To the extent that any underwriter that is not a U.S. registered broker-dealer intends to effect any offers or sales of any subordinated notes in
the United States, it will do so through one or more U.S. registered broker-dealers in accordance with the applicable U.S. securities laws and
regulations.
The underwriting agreement provides that the obligations of the underwriters to pay for and accept delivery of the subordinated notes is
subject to the approval of legal matters by their counsel and to other conditions. The underwriters are committed to take and pay for all of the
subordinated notes if any are taken.

S-7
Table of Contents
The underwriters propose to offer part of the subordinated notes directly to the public at the public offering price set forth on the cover page
of this prospectus supplement and to certain dealers at the public offering price less a concession not in excess of 0.525% of the principal amount of
the subordinated notes. The underwriters may allow, and such dealers may reallow, a concession to certain other dealers not in excess of 0.315% of
the principal amount of the subordinated notes.
After the public offering, the public offering price and the concessions to dealers may be changed by the underwriters.
The underwriters are offering the subordinated notes subject to prior sale and their acceptance of the subordinated notes from Citigroup. The
underwriters may reject any order in whole or in part.
Citigroup has agreed to indemnify the underwriters against liabilities relating to material misstatements and omissions.
In connection with the offering, the underwriters may purchase and sell subordinated notes in the open market.
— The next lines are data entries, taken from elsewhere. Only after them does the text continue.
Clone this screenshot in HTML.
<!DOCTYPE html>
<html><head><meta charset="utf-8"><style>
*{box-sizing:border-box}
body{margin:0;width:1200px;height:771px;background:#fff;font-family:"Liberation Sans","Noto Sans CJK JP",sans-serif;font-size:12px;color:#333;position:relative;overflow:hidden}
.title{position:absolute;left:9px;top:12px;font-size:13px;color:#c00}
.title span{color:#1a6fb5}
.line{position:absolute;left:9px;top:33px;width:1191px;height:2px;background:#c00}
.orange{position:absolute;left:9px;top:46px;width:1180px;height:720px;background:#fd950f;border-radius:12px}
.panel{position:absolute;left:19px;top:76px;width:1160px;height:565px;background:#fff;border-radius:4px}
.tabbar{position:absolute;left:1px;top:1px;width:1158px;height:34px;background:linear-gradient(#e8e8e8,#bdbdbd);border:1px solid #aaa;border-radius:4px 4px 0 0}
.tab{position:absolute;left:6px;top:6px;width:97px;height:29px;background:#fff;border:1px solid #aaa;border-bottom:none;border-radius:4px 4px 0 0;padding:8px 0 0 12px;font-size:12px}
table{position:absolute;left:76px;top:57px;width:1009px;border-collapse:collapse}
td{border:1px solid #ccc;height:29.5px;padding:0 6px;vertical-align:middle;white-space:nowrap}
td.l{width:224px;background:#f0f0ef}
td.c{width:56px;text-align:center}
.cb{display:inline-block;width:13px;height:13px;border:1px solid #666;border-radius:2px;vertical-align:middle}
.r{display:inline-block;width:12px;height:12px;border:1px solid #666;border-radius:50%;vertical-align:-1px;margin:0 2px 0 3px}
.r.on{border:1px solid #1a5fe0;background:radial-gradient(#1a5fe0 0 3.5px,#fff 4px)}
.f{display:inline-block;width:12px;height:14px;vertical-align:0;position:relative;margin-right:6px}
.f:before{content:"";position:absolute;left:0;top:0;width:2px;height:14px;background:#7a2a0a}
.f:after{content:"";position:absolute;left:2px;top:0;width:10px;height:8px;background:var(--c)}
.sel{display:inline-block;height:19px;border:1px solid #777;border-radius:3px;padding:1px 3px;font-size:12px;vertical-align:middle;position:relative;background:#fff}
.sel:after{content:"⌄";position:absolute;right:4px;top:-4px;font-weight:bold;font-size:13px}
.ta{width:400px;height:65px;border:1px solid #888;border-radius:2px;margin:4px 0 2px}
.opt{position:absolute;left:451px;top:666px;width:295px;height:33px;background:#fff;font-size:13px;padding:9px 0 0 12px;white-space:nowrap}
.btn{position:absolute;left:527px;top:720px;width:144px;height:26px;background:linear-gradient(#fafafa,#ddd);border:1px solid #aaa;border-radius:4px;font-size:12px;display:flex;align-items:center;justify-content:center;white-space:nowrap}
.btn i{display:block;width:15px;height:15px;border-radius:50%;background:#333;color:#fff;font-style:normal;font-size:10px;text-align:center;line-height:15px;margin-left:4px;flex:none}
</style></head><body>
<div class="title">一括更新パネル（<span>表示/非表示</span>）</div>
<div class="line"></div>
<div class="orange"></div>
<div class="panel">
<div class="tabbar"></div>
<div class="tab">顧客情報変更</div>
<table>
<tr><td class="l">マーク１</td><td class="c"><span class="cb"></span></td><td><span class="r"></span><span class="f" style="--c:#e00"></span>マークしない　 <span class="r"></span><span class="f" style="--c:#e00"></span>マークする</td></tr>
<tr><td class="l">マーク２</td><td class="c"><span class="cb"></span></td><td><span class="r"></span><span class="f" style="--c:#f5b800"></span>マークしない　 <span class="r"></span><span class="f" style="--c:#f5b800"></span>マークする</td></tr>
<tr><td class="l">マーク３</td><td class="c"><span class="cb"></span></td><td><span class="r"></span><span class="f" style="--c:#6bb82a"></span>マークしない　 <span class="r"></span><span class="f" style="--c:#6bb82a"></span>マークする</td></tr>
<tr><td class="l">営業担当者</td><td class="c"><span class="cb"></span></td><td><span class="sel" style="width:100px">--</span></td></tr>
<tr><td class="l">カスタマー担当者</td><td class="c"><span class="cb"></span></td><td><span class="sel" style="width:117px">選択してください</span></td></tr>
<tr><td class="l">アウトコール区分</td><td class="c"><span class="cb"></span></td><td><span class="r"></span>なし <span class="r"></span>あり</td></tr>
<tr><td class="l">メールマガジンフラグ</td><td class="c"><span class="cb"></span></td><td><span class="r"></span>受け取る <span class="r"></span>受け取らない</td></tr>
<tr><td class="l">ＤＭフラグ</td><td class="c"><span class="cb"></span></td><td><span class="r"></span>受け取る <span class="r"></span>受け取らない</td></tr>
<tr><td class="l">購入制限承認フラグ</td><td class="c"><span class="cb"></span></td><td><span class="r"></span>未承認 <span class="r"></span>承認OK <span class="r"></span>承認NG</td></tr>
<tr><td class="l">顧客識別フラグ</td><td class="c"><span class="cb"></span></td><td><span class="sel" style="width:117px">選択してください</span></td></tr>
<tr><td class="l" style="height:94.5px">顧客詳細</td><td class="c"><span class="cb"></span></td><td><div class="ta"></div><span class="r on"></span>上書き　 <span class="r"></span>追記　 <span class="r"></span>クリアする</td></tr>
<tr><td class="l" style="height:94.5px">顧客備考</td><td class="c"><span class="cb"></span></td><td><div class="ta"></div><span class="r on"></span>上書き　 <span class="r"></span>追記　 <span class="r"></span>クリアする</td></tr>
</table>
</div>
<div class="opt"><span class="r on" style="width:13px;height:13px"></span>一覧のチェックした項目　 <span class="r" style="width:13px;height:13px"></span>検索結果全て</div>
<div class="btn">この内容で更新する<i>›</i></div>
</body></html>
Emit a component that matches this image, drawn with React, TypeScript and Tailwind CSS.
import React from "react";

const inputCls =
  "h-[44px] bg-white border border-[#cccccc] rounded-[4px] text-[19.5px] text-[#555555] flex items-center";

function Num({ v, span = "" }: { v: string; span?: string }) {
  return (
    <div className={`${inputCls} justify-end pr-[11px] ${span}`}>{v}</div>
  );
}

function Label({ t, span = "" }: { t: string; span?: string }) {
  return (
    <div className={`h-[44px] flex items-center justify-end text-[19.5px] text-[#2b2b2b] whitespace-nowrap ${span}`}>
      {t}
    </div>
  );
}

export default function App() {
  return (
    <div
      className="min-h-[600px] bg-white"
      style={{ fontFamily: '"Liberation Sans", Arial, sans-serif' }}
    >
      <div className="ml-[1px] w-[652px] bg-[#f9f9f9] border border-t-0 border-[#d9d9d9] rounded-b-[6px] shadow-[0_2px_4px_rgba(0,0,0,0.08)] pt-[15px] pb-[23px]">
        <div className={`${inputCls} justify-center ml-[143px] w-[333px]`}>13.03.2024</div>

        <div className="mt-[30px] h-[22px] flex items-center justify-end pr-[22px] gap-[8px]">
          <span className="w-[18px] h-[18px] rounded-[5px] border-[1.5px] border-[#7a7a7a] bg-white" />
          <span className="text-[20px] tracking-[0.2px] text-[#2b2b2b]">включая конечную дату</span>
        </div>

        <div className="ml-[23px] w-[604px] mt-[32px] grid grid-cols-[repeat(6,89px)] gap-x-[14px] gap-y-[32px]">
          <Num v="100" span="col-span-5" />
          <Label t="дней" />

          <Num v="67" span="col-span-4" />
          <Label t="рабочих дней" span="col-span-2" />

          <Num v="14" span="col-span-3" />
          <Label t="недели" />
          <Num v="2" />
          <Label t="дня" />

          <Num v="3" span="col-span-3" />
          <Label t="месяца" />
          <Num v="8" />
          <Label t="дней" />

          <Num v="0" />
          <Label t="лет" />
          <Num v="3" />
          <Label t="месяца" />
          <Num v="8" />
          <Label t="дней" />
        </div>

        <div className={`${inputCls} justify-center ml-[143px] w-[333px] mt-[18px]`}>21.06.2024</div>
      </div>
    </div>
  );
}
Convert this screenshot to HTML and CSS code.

Purchases and sales in the
open market may include short sales, purchases to cover short positions and stabilizing purchases.

· Short sales involve secondary market sales by the underwriters of a greater number of subordinated notes than they are required to

purchase in the offering.


· Stabilizing transactions involve bids to purchase the subordinated notes so long as the stabilizing bids do not exceed a specified maximum.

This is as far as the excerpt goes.